Anyway, interesting stuff to think about if we design democratic/anarchistic systems for collective decision-making. It wouldn’t have to be electing representatives, it could be voting on policies, same maths either way.
The maths you’re talking about rank fairness by how many (percentage) of the voters end up with a satisfactory outcome. There’s a saying that the only perfectly fair voting system is a dictatorship, because only one person gets to vote, and they always get what they want. All other systems have flaws. As in most things, you are trying to maximize fairness.
The secondmost fair system is the Condorcet method, and in fact other systems are usually ranked by how often the winner is the Condorcet winner. The reason nobody uses Condorcet itself is that it’s extremely complicated, and one tradeoff in any election system is whether the voters are able to understand, and therefore trust, the system. The more simple the system, the easier to explain, and the more people trust the outcome. FPTP’s singular virtue is that it’s stupid simple, and any idiot can understand it. Condorcet is at the other extreme, and other systems fall in between.
Ranked Choice is reasonably simple, and produces more Condorcet winners than FPTP. STAR is a little more complicated, but also a little more fair. And, yes, every system has edge cases where the wrong person - someone other than the Condorcet winner - is elected.
The objective is to get there best outcome for the most people, which includes strategies like reducing motivations for strategic voting, and allowing for compromise. The benefit to nearly every system other than FPTP is that they allow for the election of maybe nobody’s favorite, but someone that it’s acceptable to 100% of the voters; this is considered “more fair” than 51% getting their favorite, and 49% get someone they actively object to.
As you’ve found, no system is perfect (except dictatorship), and you can always concoct edge cases where the method fails; but that doesn’t mean that some aren’t better or worse than others, fairness-wise.
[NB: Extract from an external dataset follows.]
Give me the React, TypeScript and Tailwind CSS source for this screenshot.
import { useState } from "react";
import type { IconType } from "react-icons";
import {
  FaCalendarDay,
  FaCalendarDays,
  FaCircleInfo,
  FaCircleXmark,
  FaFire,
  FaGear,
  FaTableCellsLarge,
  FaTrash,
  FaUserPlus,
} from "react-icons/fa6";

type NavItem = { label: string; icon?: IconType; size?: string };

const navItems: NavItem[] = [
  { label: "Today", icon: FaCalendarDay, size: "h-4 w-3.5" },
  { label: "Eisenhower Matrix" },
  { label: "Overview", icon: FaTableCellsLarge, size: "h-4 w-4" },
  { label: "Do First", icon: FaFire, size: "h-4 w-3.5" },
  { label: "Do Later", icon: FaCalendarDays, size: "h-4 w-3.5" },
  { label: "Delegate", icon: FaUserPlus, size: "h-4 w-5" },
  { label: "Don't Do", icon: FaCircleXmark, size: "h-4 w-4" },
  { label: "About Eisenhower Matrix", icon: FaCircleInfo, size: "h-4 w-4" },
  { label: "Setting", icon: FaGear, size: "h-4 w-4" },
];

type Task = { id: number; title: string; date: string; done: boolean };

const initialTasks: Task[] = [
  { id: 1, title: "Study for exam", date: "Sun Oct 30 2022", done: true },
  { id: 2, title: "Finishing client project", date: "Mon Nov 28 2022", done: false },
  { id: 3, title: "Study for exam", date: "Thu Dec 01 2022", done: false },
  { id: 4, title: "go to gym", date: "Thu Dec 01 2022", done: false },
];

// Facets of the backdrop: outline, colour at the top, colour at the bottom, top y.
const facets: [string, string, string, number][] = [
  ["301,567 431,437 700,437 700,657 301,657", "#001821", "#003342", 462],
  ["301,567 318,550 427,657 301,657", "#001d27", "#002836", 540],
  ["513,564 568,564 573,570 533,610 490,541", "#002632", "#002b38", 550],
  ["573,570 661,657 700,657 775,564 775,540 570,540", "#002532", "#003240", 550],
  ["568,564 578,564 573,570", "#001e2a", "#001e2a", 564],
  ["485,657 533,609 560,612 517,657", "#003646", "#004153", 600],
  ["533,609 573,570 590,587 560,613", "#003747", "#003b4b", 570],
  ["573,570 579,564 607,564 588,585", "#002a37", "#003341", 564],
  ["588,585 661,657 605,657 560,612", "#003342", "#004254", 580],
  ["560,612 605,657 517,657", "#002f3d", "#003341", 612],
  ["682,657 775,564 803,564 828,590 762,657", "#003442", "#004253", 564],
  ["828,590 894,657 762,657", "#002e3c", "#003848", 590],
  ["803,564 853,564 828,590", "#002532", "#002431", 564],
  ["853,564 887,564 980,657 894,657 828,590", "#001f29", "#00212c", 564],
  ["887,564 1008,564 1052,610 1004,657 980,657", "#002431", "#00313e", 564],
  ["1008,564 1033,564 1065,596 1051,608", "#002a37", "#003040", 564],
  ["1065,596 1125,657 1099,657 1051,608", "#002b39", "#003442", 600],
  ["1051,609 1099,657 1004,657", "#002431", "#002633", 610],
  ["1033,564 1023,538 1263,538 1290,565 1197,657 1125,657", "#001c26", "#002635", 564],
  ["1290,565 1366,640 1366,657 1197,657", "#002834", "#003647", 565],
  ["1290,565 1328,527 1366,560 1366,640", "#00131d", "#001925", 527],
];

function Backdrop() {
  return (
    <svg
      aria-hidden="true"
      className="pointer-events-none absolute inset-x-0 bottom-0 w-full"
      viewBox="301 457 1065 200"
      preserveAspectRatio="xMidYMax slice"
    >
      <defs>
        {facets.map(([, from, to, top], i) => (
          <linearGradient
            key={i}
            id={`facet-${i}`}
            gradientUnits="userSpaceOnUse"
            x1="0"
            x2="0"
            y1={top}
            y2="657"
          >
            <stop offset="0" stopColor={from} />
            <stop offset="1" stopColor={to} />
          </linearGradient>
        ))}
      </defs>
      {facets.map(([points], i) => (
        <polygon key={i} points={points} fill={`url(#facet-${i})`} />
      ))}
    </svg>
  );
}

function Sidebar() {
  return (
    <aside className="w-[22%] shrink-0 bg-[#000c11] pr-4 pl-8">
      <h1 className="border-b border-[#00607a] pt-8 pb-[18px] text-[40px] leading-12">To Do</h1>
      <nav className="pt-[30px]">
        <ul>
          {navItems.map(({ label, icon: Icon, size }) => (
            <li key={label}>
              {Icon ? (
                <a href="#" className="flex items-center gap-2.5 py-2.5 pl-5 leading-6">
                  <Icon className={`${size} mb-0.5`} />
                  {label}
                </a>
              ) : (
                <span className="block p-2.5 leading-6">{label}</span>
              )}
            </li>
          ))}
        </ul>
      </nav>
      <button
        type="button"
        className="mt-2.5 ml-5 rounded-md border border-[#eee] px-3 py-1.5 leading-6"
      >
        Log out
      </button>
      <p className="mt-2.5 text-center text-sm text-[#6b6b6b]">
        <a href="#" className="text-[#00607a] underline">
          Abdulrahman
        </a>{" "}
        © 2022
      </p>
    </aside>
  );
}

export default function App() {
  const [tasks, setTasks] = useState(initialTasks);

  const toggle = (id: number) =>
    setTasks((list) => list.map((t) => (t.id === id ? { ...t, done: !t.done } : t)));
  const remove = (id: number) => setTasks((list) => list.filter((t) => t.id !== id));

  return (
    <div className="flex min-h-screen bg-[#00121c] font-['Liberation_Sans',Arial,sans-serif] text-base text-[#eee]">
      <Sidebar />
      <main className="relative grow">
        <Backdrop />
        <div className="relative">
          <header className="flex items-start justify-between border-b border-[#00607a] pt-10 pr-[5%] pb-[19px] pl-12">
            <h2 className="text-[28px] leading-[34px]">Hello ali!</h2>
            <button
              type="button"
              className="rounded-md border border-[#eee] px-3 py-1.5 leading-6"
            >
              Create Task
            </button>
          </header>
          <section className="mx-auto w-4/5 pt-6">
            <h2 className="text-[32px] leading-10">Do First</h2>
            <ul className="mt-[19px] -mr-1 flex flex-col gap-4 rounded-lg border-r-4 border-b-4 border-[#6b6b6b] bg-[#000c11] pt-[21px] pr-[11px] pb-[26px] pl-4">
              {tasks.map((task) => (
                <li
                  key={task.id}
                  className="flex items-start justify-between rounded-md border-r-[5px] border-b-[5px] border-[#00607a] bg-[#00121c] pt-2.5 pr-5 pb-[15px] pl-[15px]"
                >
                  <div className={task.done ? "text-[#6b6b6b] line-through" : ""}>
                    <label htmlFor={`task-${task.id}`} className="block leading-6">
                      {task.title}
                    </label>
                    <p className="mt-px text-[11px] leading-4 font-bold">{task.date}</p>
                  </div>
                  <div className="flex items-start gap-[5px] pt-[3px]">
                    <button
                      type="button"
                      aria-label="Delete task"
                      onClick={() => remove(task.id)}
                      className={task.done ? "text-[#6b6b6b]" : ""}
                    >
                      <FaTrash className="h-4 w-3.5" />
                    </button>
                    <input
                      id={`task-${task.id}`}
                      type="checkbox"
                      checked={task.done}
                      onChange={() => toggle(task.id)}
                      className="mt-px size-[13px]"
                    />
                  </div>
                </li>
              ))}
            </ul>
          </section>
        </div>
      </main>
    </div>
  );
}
One absolute truth, though, is that FPTP is the provably worst system in terms of producing fair outcomes. In the US, Ranked Choice is slowly replacing FPTP in local elections. It’s not the best, but it’s better, and it’s understandable, could be verified by hand, and doesn’t require a computer to produce results within a reasonable time. In this case, Perfect is the enemy of Good, and while we could debate endlessly on the merits of various systems, replacing FPTP with Ranked Choice is a definite improvement.
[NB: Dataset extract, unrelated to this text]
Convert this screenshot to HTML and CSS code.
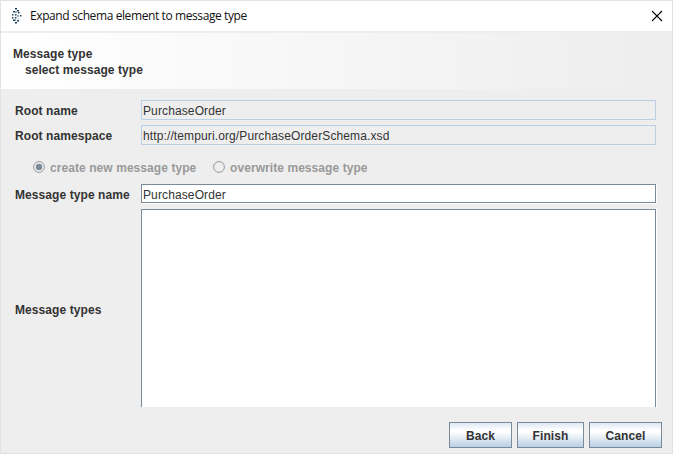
FILE: index.html
```html
<!DOCTYPE html>
<html lang="en">
<head>
<meta charset="utf-8">
<title>Expand schema element to message type</title>
<link rel="stylesheet" href="styles.css">
</head>
<body>
<div class="window">
  <header class="titlebar">
    <svg class="logo" width="12" height="18" viewBox="0 0 12 18">
      <g fill="#17405f">
        <rect x="4" y="1" width="2" height="1.5"/><rect x="6" y="3" width="2" height="1.5"/>
        <rect x="2" y="4" width="2" height="1.5"/><rect x="7" y="5" width="1.5" height="1.5"/>
        <rect x="1" y="7" width="1.5" height="1.5"/><rect x="4" y="7" width="1.5" height="1.5"/>
        <rect x="9" y="8" width="1.5" height="1.5"/><rect x="1" y="10" width="1.5" height="1.5"/>
        <rect x="4" y="10" width="1.5" height="1.5"/><rect x="2" y="12.5" width="2" height="1.5"/>
        <rect x="6" y="13" width="2" height="1.5"/><rect x="4" y="15" width="2" height="1.5"/>
      </g>
      <g fill="#9aaebb">
        <rect x="4" y="4" width="2" height="2"/><rect x="6" y="8" width="2" height="2"/>
        <rect x="7" y="11" width="1" height="1"/><rect x="4" y="12" width="1" height="2"/>
      </g>
    </svg>
    <span class="title">Expand schema element to message type</span>
    <svg class="close" width="12" height="12" viewBox="0 0 12 12"><path d="M1 1L11 11M11 1L1 11" stroke="#000" stroke-width="1.1"/></svg>
  </header>
  <section class="banner">
    <div class="banner-title">Message type</div>
    <div class="banner-text">select message type</div>
  </section>
  <main class="form">
    <label class="label">Root name</label>
    <div class="field readonly">PurchaseOrder</div>
    <label class="label">Root namespace</label>
    <div class="field readonly">http://tempuri.org/PurchaseOrderSchema.xsd</div>
    <div class="options">
      <svg width="12" height="12" viewBox="0 0 12 12"><circle cx="6" cy="6" r="5.4" fill="none" stroke="#999"/><circle cx="6" cy="6" r="3.2" fill="#7a8a99"/></svg>
      <span class="create">create new message type</span>
      <svg width="12" height="12" viewBox="0 0 12 12"><circle cx="6" cy="6" r="5.4" fill="none" stroke="#999"/></svg>
      <span class="overwrite">overwrite message type</span>
    </div>
    <label class="label">Message type name</label>
    <div class="field editable">PurchaseOrder</div>
    <label class="label types">Message types</label>
    <div class="list"></div>
  </main>
  <footer class="actions">
    <button class="back">Back</button>
    <button class="finish">Finish</button>
    <button class="cancel">Cancel</button>
  </footer>
</div>
</body>
</html>
```
FILE: styles.css
```css
* { box-sizing: border-box; }
body { margin: 0; font: 12px/14px "Liberation Sans", Arial, sans-serif; color: #333; }
.window { width: 673px; height: 454px; border: 1px solid #e2e2e2; background: #eee; overflow: hidden; white-space: nowrap; }
.titlebar { display: flex; align-items: center; height: 30px; padding: 0 9px 0 10px; background: #fff; }
.logo { margin-right: 7px; }
.title { flex: 1; font: 12px/16px "Open Sans", "Noto Sans", sans-serif; letter-spacing: -0.4px; color: #111; }
.banner { height: 56px; margin-top: 2px; padding: 13px 12px; font-weight: bold; letter-spacing: 0.06px; line-height: 16px; background: linear-gradient(to right, #fff, #eee 95%); }
.banner-text { margin-left: 12px; }
.form { display: grid; grid-template-columns: 126px 515px; grid-template-rows: 20px 20px 29px 20px 198px; row-gap: 5px; padding: 11px 0 0 14px; align-items: center; }
.label { padding-top: 2px; font-weight: bold; letter-spacing: 0.08px; }
.types { padding-top: 4px; }
.field { height: 20px; padding: 3px 1px; border: 1px solid #7a8a99; background: #fff; letter-spacing: 0.12px; }
.readonly { border-color: #b8cfe5; background: #eee; }
.editable { height: 19px; align-self: start; box-shadow: 1px 1px #fff; }
.options { grid-column: 1 / -1; display: flex; align-items: center; padding-left: 18px; padding-top: 5px; color: #999; font-weight: bold; letter-spacing: 0.07px; }
.create, .overwrite { padding-top: 1px; }
.create { width: 163px; margin-left: 5px; }
.overwrite { margin-left: 5px; }
.list { height: 198px; border: 1px solid #7a8a99; border-bottom: 0; background: #fff; box-shadow: 1px 0 #fff; }
.actions { display: flex; justify-content: flex-end; gap: 5px; padding: 15px 10px 0 0; }
button { height: 26px; padding: 2px 0 0; border: 1px solid #7a8a99; border-radius: 0; font: bold 12px/14px "Liberation Sans", Arial, sans-serif; letter-spacing: 0.1px; color: #333; background: linear-gradient(#dde8f3, #fff 30%, #fff 38%, #b8cfe5); }
.back { width: 63px; }
.finish { width: 67px; }
.cancel { width: 73px; }
```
It’s very demonstrably not even the case in most cases we deal with that everyone getting something acceptable is more fair than some getting their favorite. Maybe in a hyper-egalitarian situation that is the case, but in most cases there are some who have more at stake and are more vulnerable. It’s important to remember what it means for a situation to be fair, a situation that we would impartially approve of (say, by not knowing who we are in a situation and acting in our self-interest). In such a situation, you’d want those with the most at stake to get their way, even if they’re the 49% and the rest aren’t happy with it. If we don’t accept that then it’s really unclear why we anarchists give a shit about consensus.
In this case, everyone may find a particular choice acceptable, but find the overall decision-making situation unacceptable. Like, if you’re disabled, and you rarely get to eat foods that you enjoy, and your friends invite you out, you may find certain restaurants acceptable because they at least have fries or a salad you can eat without throwing up but you’d love to go to one of two restaurants. Your friends eat out every other week and can eat pretty much anything, minestrone, rotini, a whole plant-based ice cream cake each, whatever. You may find those acceptable restaurants acceptable, but find it unacceptable that your needs and desires don’t outweigh the others for this decision-making.
It’s not fair. It’s obviously not fair, even though everyone is getting the acceptable option. In this case, going where you want, even if the others would prefer not to go to those restaurants, is fair. And most group decision-making situations today are like this.